I'll need to add some test cases:

MorganGrundy commented 2 years ago

So I am in the process of adding the above test cases and I narrowed the problem down to the ImageUtility mat resizing. The results from the cv::resize() and cv::cuda::resize() are different.

I found the following issue (apparently I've seen this before but I don't remember it): opencv#4728 It is a long standing issue that got closed as wontfix exactly 2 years and 1 day ago.

This is quite annoying... not sure where I will go from here.

  1. Scrap the CUDAImageLibrary?
  2. Accept the variation. Change CUDAImageLibrary test cases to allow a certain variance in the images. Generator CPU vs CUDA test cases are a bit more complicated:
    1. Remove the test cases
    2. For the best fits that don't match; get the difference between the cell image and the best fits, compare the differences allowing a certain variance.
MorganGrundy commented 2 years ago

I just ended up disabling the test case for the CUDAImageLibrary set size. I have no idea what variance is acceptable/expected for this... so I'll just ignore it.

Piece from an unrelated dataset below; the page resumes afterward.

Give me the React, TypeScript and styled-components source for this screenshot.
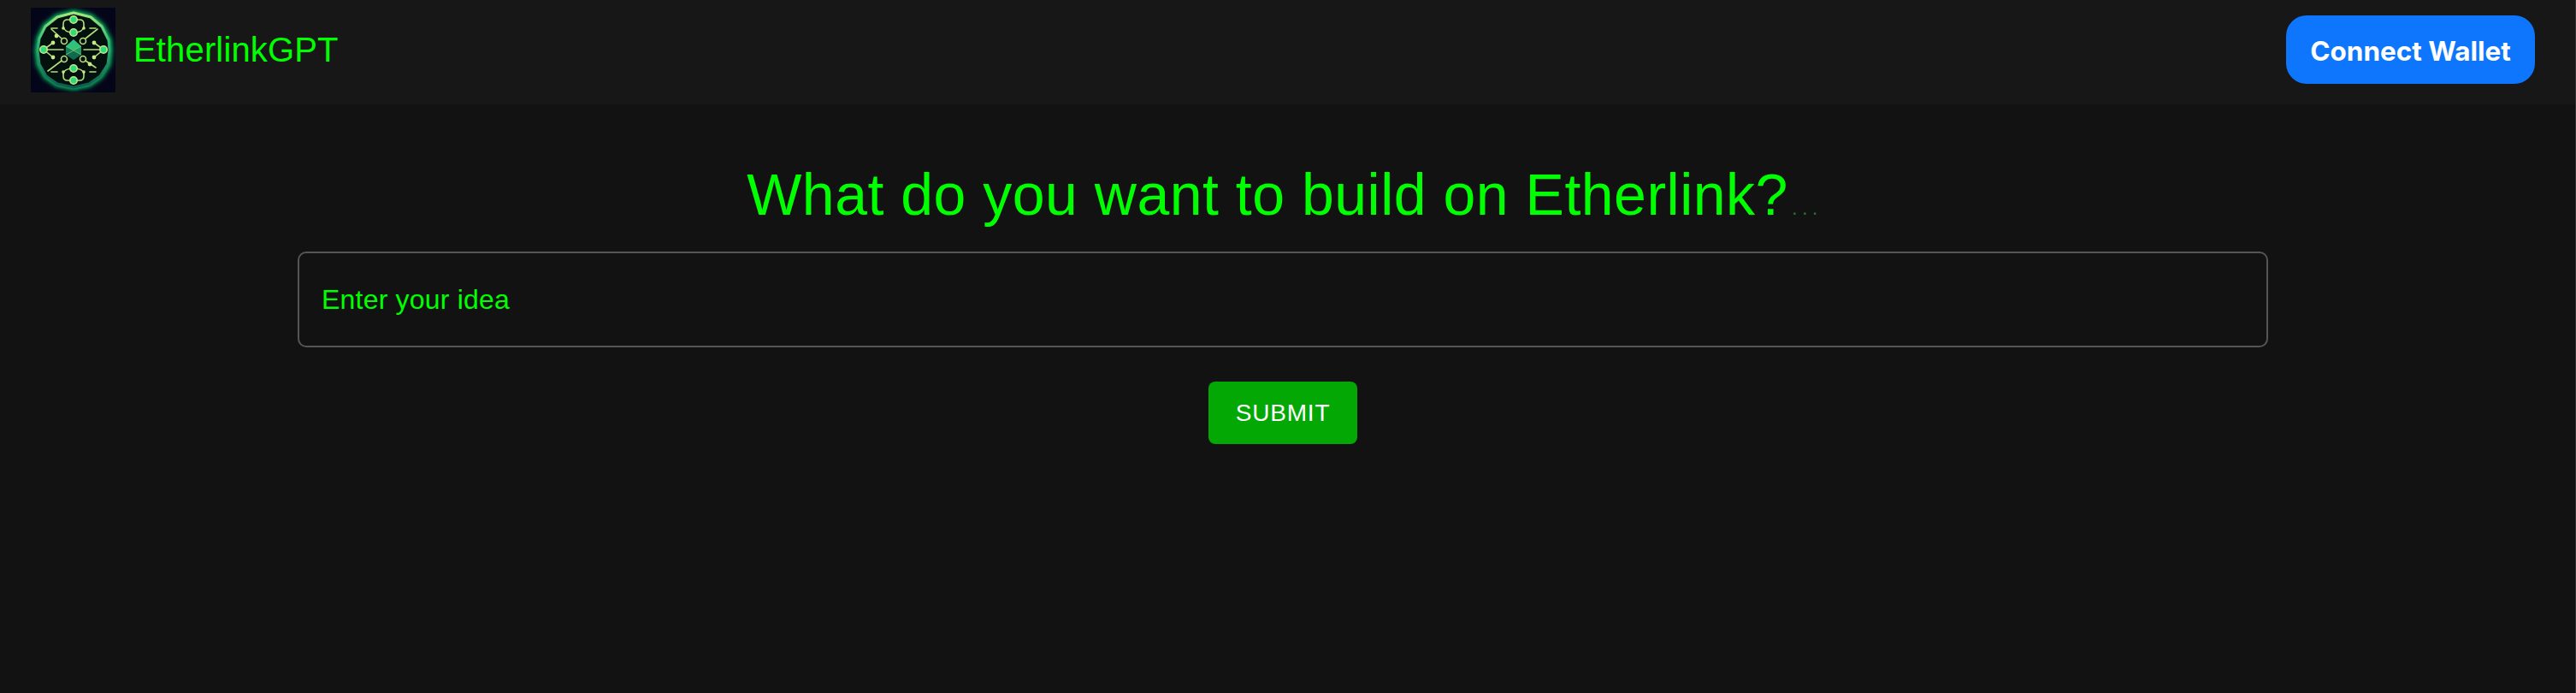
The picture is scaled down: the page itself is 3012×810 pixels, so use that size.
import React from "react";
import styled, { createGlobalStyle } from "styled-components";

const GlobalStyle = createGlobalStyle`
  html, body {
    margin: 0;
    padding: 0;
    background: #121212;
  }
`;

const Page = styled.div`
  min-height: 810px;
  box-sizing: border-box;
  background: #121212;
  border-right: 1px solid #333333;
  font-family: "Liberation Sans", Arial, sans-serif;
`;

const Navbar = styled.header`
  height: 122px;
  box-sizing: border-box;
  padding: 0 47px 6px 36px;
  display: flex;
  align-items: center;
  justify-content: space-between;
  background: #171717;
`;

const Brand = styled.div`
  display: flex;
  align-items: center;
  gap: 21px;
`;

const BrandName = styled.span`
  color: #00ff00;
  font-size: 40px;
  line-height: 48px;
  letter-spacing: 0.15px;
`;

const WalletButton = styled.button`
  width: 291px;
  height: 80px;
  padding: 2px 0 0;
  border: none;
  border-radius: 24px;
  background: #0e76fd;
  color: #ffffff;
  font-family: Inter, sans-serif;
  font-size: 31.5px;
  font-weight: 700;
  cursor: pointer;
`;

const Main = styled.main`
  display: flex;
  flex-direction: column;
  align-items: center;
  padding: 63px 11px 0 0;
`;

const Title = styled.h1`
  margin: 0 0 0 4px;
  color: #00ff00;
  font-size: 68px;
  font-weight: 400;
  line-height: 84px;
  letter-spacing: 0.5px;
`;

const Dots = styled.span`
  margin-left: 4px;
  color: #2f6b2f;
  font-size: 24px;
  line-height: 1;
  letter-spacing: 5.3px;
`;

const IdeaInput = styled.input`
  width: 2304px;
  height: 112px;
  margin-top: 25px;
  box-sizing: border-box;
  padding: 0 26px;
  border: 2px solid #555555;
  border-radius: 10px;
  background: transparent;
  color: #00ff00;
  font-family: "Liberation Sans", Arial, sans-serif;
  font-size: 32px;
  letter-spacing: 0.2px;
  outline: none;

  &::placeholder {
    color: #00ff00;
    opacity: 1;
  }
`;

const SubmitButton = styled.button`
  width: 174px;
  height: 73px;
  margin-top: 40px;
  border: none;
  border-radius: 8px;
  background: #04a804;
  color: #ffffff;
  font-family: "Liberation Sans", Arial, sans-serif;
  font-size: 28px;
  letter-spacing: 0.8px;
  cursor: pointer;
`;

const RING = "50,6 70,11 83,22 91,38 92,50 90,66 81,80 68,89 50,93 31,89 18,80 10,66 8,50 10,36 17,22 31,11";

const Logo = () => (
  <svg width="99" height="99" viewBox="0 0 99 99">
    <defs>
      <filter id="glow" x="-20%" y="-20%" width="140%" height="140%">
        <feGaussianBlur stdDeviation="2.6" />
      </filter>
      <linearGradient id="rim" x1="0" y1="0" x2="0" y2="1">
        <stop offset="0" stopColor="#a4e87c" />
        <stop offset="0.4" stopColor="#2fb878" />
        <stop offset="1" stopColor="#0c5a50" />
      </linearGradient>
    </defs>
    <rect width="99" height="99" fill="#05051a" />
    <polygon points={RING} fill="none" stroke="#0fc060" strokeWidth="7" filter="url(#glow)" />
    <polygon points={RING} fill="#03100d" stroke="url(#rim)" strokeWidth="3" strokeLinejoin="round" />
    <g fill="none" stroke="#b4dc78" strokeWidth="1.6" strokeLinecap="round">
      <path d="M15 49H38M62 49H85" />
      <path d="M15 49L26 41M15 49L26 58M85 49L74 41M85 49L74 58" />
      <path d="M20 74L36 62M64 62L76 70M36 36L24 25M64 36L78 25" />
      <path d="M50 14H43Q38 14 38 19V24M50 14H57Q62 14 62 19V24" />
      <path d="M50 85H43Q38 85 38 80V75M50 85H57Q62 85 62 80V75" />
      <path d="M38 22Q39 29 50 29Q61 29 62 22M38 77Q39 71 50 71Q61 71 62 77" />
      <path d="M24 24H31M69 24H76M24 75H31M69 75H76" />
      <circle cx="39" cy="39" r="3.5" />
      <circle cx="61" cy="39" r="3.5" />
      <circle cx="39" cy="60" r="3.5" />
      <circle cx="61" cy="60" r="3.5" />
    </g>
    <g fill="#c8e884">
      <circle cx="26" cy="41" r="2.4" />
      <circle cx="26" cy="58" r="2.4" />
      <circle cx="74" cy="41" r="2.4" />
      <circle cx="74" cy="58" r="2.4" />
      <circle cx="30" cy="33" r="2.4" />
      <circle cx="69" cy="66" r="2.4" />
      <circle cx="38" cy="24" r="1.8" />
      <circle cx="62" cy="24" r="1.8" />
      <circle cx="38" cy="75" r="1.8" />
      <circle cx="62" cy="75" r="1.8" />
    </g>
    <g fill="#2cdc7c" stroke="#c4e684" strokeWidth="1.6">
      <circle cx="50" cy="14" r="4.2" />
      <circle cx="50" cy="29" r="4.2" />
      <circle cx="50" cy="71" r="4.2" />
      <circle cx="50" cy="85" r="4.2" />
      <circle cx="15" cy="49" r="4.2" />
      <circle cx="85" cy="49" r="4.2" />
    </g>
    <polygon points="50,37 59,45 50,50 41,45" fill="#2fc27c" />
    <polygon points="41,45 50,50 41,55" fill="#0e7d5c" />
    <polygon points="59,45 50,50 59,55" fill="#1a9e68" />
    <polygon points="41,55 50,50 59,55 50,61" fill="#0f6a50" />
    <path d="M41 45L59 55M59 45L41 55" fill="none" stroke="#8ad06a" strokeWidth="0.8" />
  </svg>
);

export default function App() {
  return (
    <Page>
      <GlobalStyle />
      <Navbar>
        <Brand>
          <Logo />
          <BrandName>EtherlinkGPT</BrandName>
        </Brand>
        <WalletButton>Connect Wallet</WalletButton>
      </Navbar>
      <Main>
        <Title>
          What do you want to build on Etherlink?<Dots>...</Dots>
        </Title>
        <IdeaInput placeholder="Enter your idea" />
        <SubmitButton>SUBMIT</SubmitButton>
      </Main>
    </Page>
  );
}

I'll still try to add an allowed variance to the generator CPU vs CUDA tests though.

Not sure if I'll add any test cases for the library preprocess functions. We can't test the resize only the colour space transform... which seems kind of pointless.

MorganGrundy commented 2 years ago

I'm thinking that I'll probably just end up scrapping the CUDAImageLibrary... we didn't really get any performance benefit from it and the GpuMat have just complicated things.

We could still pre-allocate the cuda memory, but still we won't see much benefit.

Yeah, okay, I've decided. I'll do one more commit to scrap the CUDAImageLibrary then close this issue. I'll continue work on improving the CUDA generator performance though.

MorganGrundy commented 2 years ago

CUDAImageLibrary has been removed and the CPU vs CUDA generator tests are passing again.